Mientras los demás se manifiestan por la Castellana yo me voy a ver a Carlos a la Concha. Cuando he dicho que iba a al hospital alguien me ha preguntado en seguida si era alguna víctima del atentado de ayer. Lo malo de que el mundo se hunda es que las miserias parecen más miserables. Nuestros pequeños problemas se empequeñecen. La enfermedad de Carlos no cuenta en este piélago de muertes que la televisión, la radio y la prensa graban a fuego en nuestra conciencia.
Carlos se está sibaritizando en el hospital. Cuando le he preguntado si prefería naranjas o un pepito de crema, me ha pedido una caja de bombones. ¿Y algo para leer? Pues también. Mejor, si es de aventuras o policíaco. Como ya hemos hablado varias veces de Alf Manz y de Fidel Prado, cojo una novela de este último ambientada en el Chicago de los años 30. Le sumo otra de Clark Carrados de las que Bruguera editó con títulos tan sonoros como “Matando que es gerundio”.
Le han cambiado de habitación. Ha pasado a la zona antigua. En cambio su hermana –supongo que habrá sido ella- le ha traído un flamante pijama de cuadritos blancos, azules y rojos. Ha desaparecido la mascarilla de oxígeno. Peinado y afeitado su aspecto es envidiable. “Formidable”, dice él. Le han mandado hacer unos ejercicios con unos tubos aforados. Tiene que meterse la boquilla en la boca, espirar y luego inspirar fuerte. Unas bolitas suben entonces marcando un nivel que no pasa del 1500. En el mejor de los casos alcanzaría 5000. Luego expectora. Repite el ciclo durante un cuarto de hora y luego descansa otro tanto. Lo hace con aplicación. Me recuerda al puesto de la fuerza que había antes en las ferias, donde golpeabas con un mazo para que la pesa alcanzase la campana.

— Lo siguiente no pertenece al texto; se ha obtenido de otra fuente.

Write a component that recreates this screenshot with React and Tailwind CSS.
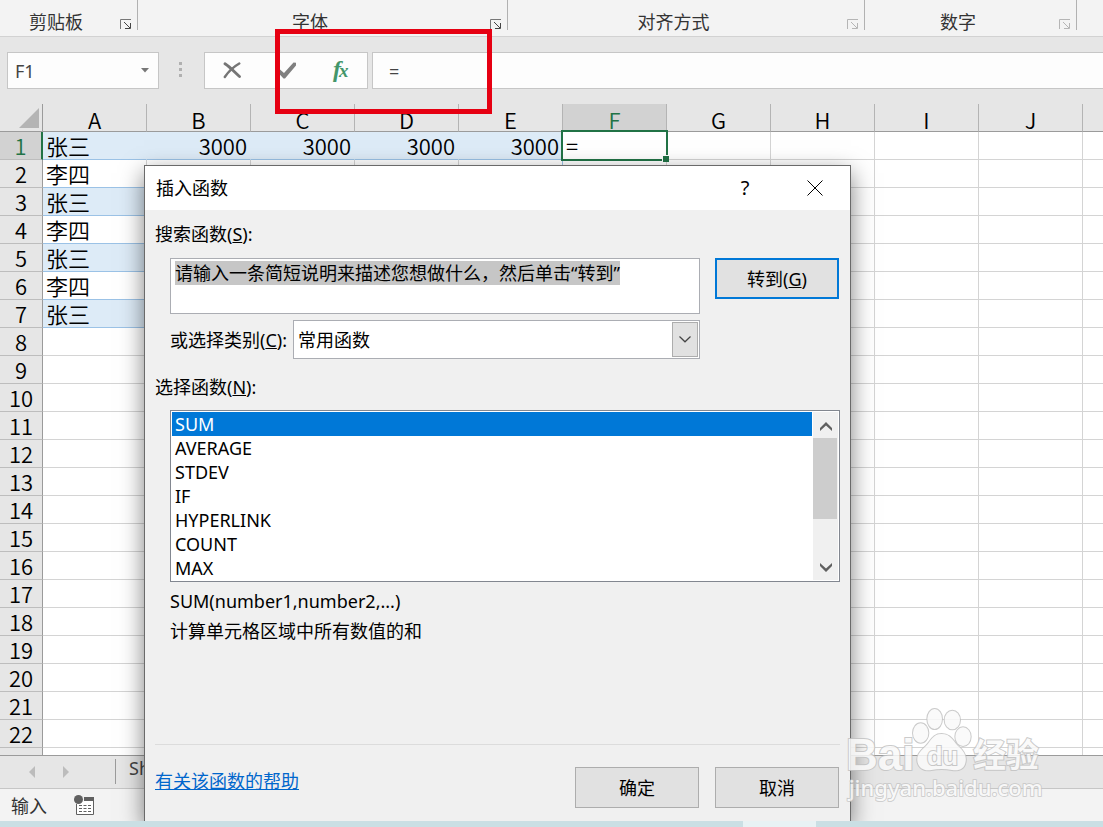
import React, { useEffect, useRef, useState } from 'react';

const columns = ['A', 'B', 'C', 'D', 'E', 'F', 'G', 'H', 'I', 'J'];
const rowNumbers = Array.from({ length: 23 }, (_, i) => i + 1);

const cells = {
  A1: '张三', B1: '3000', C1: '3000', D1: '3000', E1: '3000', F1: '=',
  A2: '李四',
  A3: '张三',
  A4: '李四',
  A5: '张三',
  A6: '李四',
  A7: '张三',
};

const functionNames = ['SUM', 'AVERAGE', 'STDEV', 'IF', 'HYPERLINK', 'COUNT', 'MAX'];

const ribbonGroups = [
  { name: '剪贴板', width: 'w-[138px]', enabled: true },
  { name: '字体', width: 'w-[370px]', enabled: true },
  { name: '对齐方式', width: 'w-[357px]', enabled: false },
  { name: '数字', width: 'w-[212px]', enabled: false },
];

function LauncherIcon({ enabled }) {
  return (
    <svg width="12" height="11" viewBox="0 0 12 11" fill="none" stroke={enabled ? '#444' : '#b5b5b5'}>
      <path d="M0.5 10V0.5H11" stroke={enabled ? '#777' : '#b5b5b5'} />
      <path d="M4 3L10 9M10.5 4V9.5H5" />
    </svg>
  );
}

function Ribbon() {
  return (
    <div className="flex h-[37px] shrink-0 border-b border-[#d2d2d2] bg-[#f3f3f3] text-[#333]">
      {ribbonGroups.map((g) => (
        <div key={g.name} className={`flex shrink-0 ${g.width}`}>
          <div className="flex min-w-0 flex-1 items-center pt-2">
            <span className="flex-1 text-center">{g.name}</span>
            <button aria-label={`${g.name}设置`} className="flex w-[25px] pt-1 pl-2">
              <LauncherIcon enabled={g.enabled} />
            </button>
          </div>
          <div className="h-[30px] w-px bg-[#b1b1b1]" />
        </div>
      ))}
    </div>
  );
}

function FormulaBar() {
  return (
    <div className="flex h-[67px] shrink-0 items-start bg-[#e6e6e6] pt-[15px] pl-[7px] text-[#444]">
      <div className="flex h-[37px] w-[152px] shrink-0 items-center border border-[#c6c6c6] bg-[#fdfdfd]">
        <input aria-label="名称框" defaultValue="F1" className="w-full min-w-0 flex-1 bg-transparent pl-[7px] outline-none" />
        <button aria-label="名称列表" className="px-[9px]">
          <svg width="8" height="5" viewBox="0 0 8 5" fill="#777">
            <path d="M0 0H8L4 4.5Z" />
          </svg>
        </button>
      </div>
      <div className="mt-[10px] mr-[22px] ml-5 flex shrink-0 flex-col gap-[3px]">
        <span className="size-[3px] bg-[#b0b0b0]" />
        <span className="size-[3px] bg-[#b0b0b0]" />
        <span className="size-[3px] bg-[#b0b0b0]" />
      </div>
      <div className="mr-1 flex h-[37px] w-[164px] shrink-0 border border-[#c6c6c6] bg-[#fdfdfd]">
        <button aria-label="取消输入" className="flex flex-1 items-center justify-center">
          <svg width="18" height="17" viewBox="0 0 18 17" fill="none" stroke="#757575" strokeLinecap="round">
            <path d="M2 1.8C7 5 12 10.5 16.5 14.5" strokeWidth="2.8" />
            <path d="M16.3 1.5C11 4.5 5.5 9.5 1.8 15" strokeWidth="2.4" />
          </svg>
        </button>
        <button aria-label="确认输入" className="flex flex-1 items-center justify-center">
          <svg width="20" height="17" viewBox="0 0 20 17" fill="#808080">
            <path d="M1 9.5L4 7.5L8 11L17.5 0.5L20 0.8V3.5L9 16.5H7.5Z" />
          </svg>
        </button>
        <button aria-label="插入函数" className="flex flex-1 items-center justify-center">
          <svg className="overflow-visible" width="22" height="24" viewBox="0 0 22 24" fill="#43966a" fontFamily="Liberation Serif, serif" fontStyle="italic" fontWeight="bold">
            <text x="4" y="18" fontSize="24">f</text>
            <text x="10" y="18" fontSize="19">x</text>
          </svg>
        </button>
      </div>
      <input
        aria-label="编辑栏"
        defaultValue="="
        className="h-[37px] min-w-0 flex-1 border border-r-0 border-[#c6c6c6] bg-[#fdfdfd] pl-4 outline-none"
      />
    </div>
  );
}

function cellClass(col, row) {
  const inList = row <= 7 && col <= 4;
  let cls = 'relative border-r border-b p-0 px-[3px] whitespace-nowrap';
  if (inList) {
    cls += ' border-b-[#9bc2e6]';
    if (col === 4) cls += ' border-r-[#9bc2e6]';
    else cls += row % 2 ? ' border-r-[#ddebf7]' : ' border-r-[#d4d4d4]';
    if (row % 2) cls += ' bg-[#ddebf7]';
  } else {
    cls += ' border-[#d4d4d4]';
  }
  return cls + (col > 0 && col < 5 ? ' text-right' : ' text-left');
}

function Sheet() {
  return (
    <div className="min-h-0 flex-1 overflow-hidden border-b border-[#9b9b9b] bg-white">
      <table className="w-full table-fixed border-separate border-spacing-0 font-['Noto_Sans_CJK_SC',sans-serif] text-[22px] leading-[27px] font-[350] text-black">
        <colgroup>
          <col className="w-[43px]" />
          {columns.map((c) => <col key={c} className="w-[104px]" />)}
          <col />
        </colgroup>
        <thead>
          <tr className="h-7 bg-[#e6e6e6]">
            <td className="border-r border-b border-[#9b9b9b] p-0">
              <svg className="mr-[3px] ml-auto block" width="20" height="20" viewBox="0 0 20 20" fill="#b4b4b4">
                <path d="M20 0V20H0Z" />
              </svg>
            </td>
            {columns.map((c) => (
              <th
                key={c}
                scope="col"
                className={`border-r border-b border-r-[#b4b4b4] border-b-[#9b9b9b] p-0 pt-1 leading-[23px] font-[350] ${c === 'F' ? 'bg-[#d2d2d2] text-[#217346]' : ''}`}
              >
                {c}
              </th>
            ))}
            <td className="border-b border-[#9b9b9b] p-0" />
          </tr>
        </thead>
        <tbody>
          {rowNumbers.map((r) => (
            <tr key={r} className="h-7">
              <th
                scope="row"
                className={`border-b border-b-[#bdbdbd] p-0 font-[350] ${r === 1 ? 'border-r-2 border-r-[#217346] bg-[#d2d2d2] text-[#217346]' : 'border-r border-r-[#9b9b9b] bg-[#e6e6e6]'}`}
              >
                {r}
              </th>
              {columns.map((c, i) => (
                <td key={c} className={cellClass(i, r)}>
                  {cells[c + r]}
                  {c + r === 'F1' && (
                    <span className="absolute -inset-[2px] z-10 border-2 border-[#217346]">
                      <span className="absolute -right-[3px] -bottom-[3px] size-[7px] border-t border-l border-white bg-[#217346]" />
                    </span>
                  )}
                </td>
              ))}
              <td className="border-b border-[#d4d4d4] p-0" />
            </tr>
          ))}
        </tbody>
      </table>
    </div>
  );
}

function BottomBars() {
  return (
    <>
      <div className="flex h-[33px] shrink-0 items-start border-b border-[#c6c6c6] bg-[#e6e6e6] pl-[29px] text-[#444]">
        <button aria-label="上一个工作表" className="mt-[10px]">
          <svg width="6" height="12" viewBox="0 0 6 12" fill="#bcbcbc"><path d="M6 0V12L0 6Z" /></svg>
        </button>
        <button aria-label="下一个工作表" className="mt-[10px] ml-7">
          <svg width="6" height="12" viewBox="0 0 6 12" fill="#bcbcbc"><path d="M0 0V12L6 6Z" /></svg>
        </button>
        <span className="mt-[3px] ml-[46px] h-[25px] w-px bg-[#9b9b9b]" />
        <button className="ml-[13px] leading-6">Sheet1</button>
      </div>
      <div className="flex h-8 shrink-0 items-center bg-[#f3f3f3] pl-[11px] text-[#333]">
        <span className="pt-[2px]">输入</span>
        <button aria-label="录制宏" className="ml-[27px]">
          <svg width="20" height="20" viewBox="0 0 20 20">
            <path d="M2.5 9V19.5H19.5V3" fill="#fff" stroke="#606060" />
            <path d="M10 2H20V6H10Z" fill="#606060" />
            <path d="M5 10.5H17M5 13.5H17M5 16.5H17" stroke="#606060" strokeDasharray="3 1.5" />
            <circle cx="4.5" cy="4.5" r="4.5" fill="#606060" />
          </svg>
        </button>
      </div>
    </>
  );
}

function InsertFunctionDialog() {
  const [selected, setSelected] = useState('SUM');
  const searchRef = useRef(null);

  useEffect(() => {
    searchRef.current.focus();
    searchRef.current.select();
  }, []);

  return (
    <div
      role="dialog"
      aria-labelledby="dialog-title"
      className="absolute top-[165px] bottom-0 left-[144px] z-20 flex w-[707px] flex-col border border-b-0 border-[#6a6a6a] bg-[#f0f0f0] text-black shadow-[0_8px_22px_rgba(0,0,0,0.5)]"
    >
      <div className="flex h-11 shrink-0 items-center bg-white pl-[11px]">
        <h1 id="dialog-title" className="flex-1">插入函数</h1>
        <button aria-label="帮助" className="w-[70px] text-xl">?</button>
        <button aria-label="关闭" className="flex w-[70px] justify-center">
          <svg width="16" height="16" viewBox="0 0 16 16" stroke="#000">
            <path d="M0.5 0.5L15.5 15.5M15.5 0.5L0.5 15.5" />
          </svg>
        </button>
      </div>

      <div className="flex min-h-0 flex-1 flex-col px-[10px]">
        <label htmlFor="search" className="flex h-12 items-center">搜索函数(<u>S</u>):</label>
        <div className="flex items-start gap-[15px] pl-[15px]">
          <textarea
            id="search"
            ref={searchRef}
            spellCheck={false}
            defaultValue="请输入一条简短说明来描述您想做什么，然后单击“转到”"
            className="h-14 w-[530px] resize-none border border-[#abadb3] bg-white px-1 pt-[2px] leading-6 outline-none selection:bg-[#c6c6c6] selection:text-black"
          />
          <button className="h-[41px] w-[124px] border-2 border-[#0078d7] bg-[#e1e1e1]">转到(<u>G</u>)</button>
        </div>
        <div className="mt-[6px] flex items-center pl-[15px]">
          <label htmlFor="category" className="w-[123px] whitespace-nowrap">或选择类别(<u>C</u>):</label>
          <div className="relative">
            <select id="category" className="block h-[39px] w-[407px] appearance-none border border-[#abadb3] bg-white pl-1 outline-none">
              <option>常用函数</option>
            </select>
            <span className="pointer-events-none absolute top-[2px] right-[2px] bottom-[2px] flex w-[26px] items-center justify-center border border-[#adadad] bg-[#e1e1e1]">
              <svg width="12" height="7" viewBox="0 0 12 7" fill="none" stroke="#444" strokeWidth="1.2">
                <path d="M0.5 0.5L6 5.8L11.5 0.5" />
              </svg>
            </span>
          </div>
        </div>
        <div id="list-label" className="flex h-[51px] items-center pt-1">选择函数(<u>N</u>):</div>
        <div className="ml-[15px] flex border border-[#828790] bg-white p-px">
          <ul role="listbox" aria-labelledby="list-label" className="mr-px flex-1">
            {functionNames.map((name) => (
              <li key={name} role="option" aria-selected={name === selected}>
                <button
                  onClick={() => setSelected(name)}
                  className={`block h-6 w-full pl-[3px] text-left leading-6 ${name === selected ? 'bg-[#0078d7] text-white' : ''}`}
                >
                  {name}
                </button>
              </li>
            ))}
          </ul>
          <div className="flex w-[25px] flex-col bg-[#f0f0f0]">
            <button aria-label="向上滚动" className="flex h-[26px] items-center justify-center pt-[2px]">
              <svg width="12" height="9" viewBox="0 0 12 9" fill="#606060"><path d="M6 0L12 6V9L6 3.5L0 9V6Z" /></svg>
            </button>
            <div className="mr-px h-[81px] bg-[#cdcdcd]" />
            <button aria-label="向下滚动" className="mt-auto flex h-[26px] items-center justify-center">
              <svg width="12" height="9" viewBox="0 0 12 9" fill="#606060"><path d="M6 9L12 3V0L6 5.5L0 0V3Z" /></svg>
            </button>
          </div>
        </div>
        <div className="mt-1 pl-[15px] leading-[30px]">
          <p>SUM(number1,number2,...)</p>
          <p>计算单元格区域中所有数值的和</p>
        </div>
        <div className="mt-auto flex items-start border-t border-[#dcdcdc] pt-[22px] pr-px pb-[13px]">
          <a href="#help" className="flex-1 pt-[2px] text-[#0066cc] underline">有关该函数的帮助</a>
          <button className="mr-4 h-[41px] w-[124px] border border-[#adadad] bg-[#e1e1e1]">确定</button>
          <button className="h-[41px] w-[124px] border border-[#adadad] bg-[#e1e1e1]">取消</button>
        </div>
      </div>
    </div>
  );
}

function Watermark() {
  return (
    <svg
      className="pointer-events-none absolute right-[53px] bottom-[22px] z-30 opacity-85"
      width="210"
      height="100"
      viewBox="120 45 630 300"
      fill="#fafafa"
      stroke="#c2c2c2"
      strokeWidth="6"
      paintOrder="stroke"
    >
      <g fontFamily="Liberation Sans, sans-serif" fontWeight="bold">
        <text x="138" y="240" fontSize="132">Bai</text>
        <ellipse cx="362" cy="129" rx="23" ry="29" />
        <ellipse cx="404" cy="87" rx="22" ry="30" />
        <ellipse cx="457" cy="90" rx="23" ry="28" />
        <ellipse cx="489" cy="140" rx="23" ry="28" />
        <path d="M425 132C452 132 458 152 474 168C490 182 500 196 497 214C494 236 478 244 456 240C436 236 414 236 394 240C372 244 354 234 352 212C350 192 364 182 378 168C394 152 398 132 425 132Z" />
        <text x="381" y="226" fontSize="76">du</text>
      </g>
      <text x="520" y="230" fontSize="98" fontWeight="bold" fontFamily="Noto Sans CJK SC, sans-serif">经验</text>
      <text x="146" y="317" fontSize="66" strokeWidth="5" fontWeight="500" fontFamily="Noto Sans, sans-serif">jingyan.baidu.com</text>
    </svg>
  );
}

export default function App() {
  return (
    <div className="relative flex h-screen flex-col overflow-hidden font-['Noto_Sans','Noto_Sans_CJK_SC',sans-serif] text-lg leading-6">
      <div className="relative flex min-h-0 flex-1 flex-col overflow-hidden">
        <Ribbon />
        <FormulaBar />
        <Sheet />
        <BottomBars />
        <InsertFunctionDialog />
      </div>

      {/* taskbar edge */}
      <div className="flex h-[6px] shrink-0 bg-[#cadfe4]">
        <div className="ml-[743px] w-[73px] bg-[#e8f2f4]" />
      </div>

      {/* highlight around the fx button */}
      <div className="pointer-events-none absolute top-[29px] left-[275px] h-[85px] w-[217px] border-5 border-[#e60012]" />
      <Watermark />
    </div>
  );
}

Se llevan a su compañero de habitación –diabético- para hacerle un dopler-nosecuantos. Cuando están sacando la cama llega el primo Federico. Aprovecha que salgo al pasillo para quejarse de que la hermana y la sobrina de Carlos se hayan vuelto a Valladolid sin avisarle. Pretenden trasladarle allí, aunque –precisa- “es muy mal enfermo”. Hace una demostración de sus dotes detectivescas. Al día siguiente de ingresarle, Carlos apareció por el bar como si nada. Le habían recetado un medicamento para que le bajase la inflamación de los pies pero podía tomársela tranquilamente en casa. Federico se dio cuenta de que al medicamento no le habían cortado la solapita que se quedan los farmacéuticos. Ergo, Carlos había comprado el medicamento sin receta. Lo volvieron a enviar al hospital y así se descubrió que se había escapado antes de que le pudieran hacer las pruebas.
Ya dentro, en presencia de Carlos deja caer unas cuantas frases teóricamente dirigidas a mí como que con uno que conoce él “se pasaron con la anestesia y por poco se queda”. O que Carlos “no sabe nada”. Pero Carlos sabe todo lo que tiene que saber: está “formidable” y va a volver a trabajar en cuanto se reanuden las grabaciones de Manolito Gafotas.
En fin, que los primos se han reconciliado pero los viejos rencores siguen ahí larvados y uno no puede sustraerse a tantos años de desencuentros. Me despido. No tengo valor para seguir con la visita. Federico dice que él también se va, que los transportes están muy mal. Sólo ha pasado allí media hora pero ya ha hecho su trabajo. Carlos se queda con sus ejercicios respiratorios.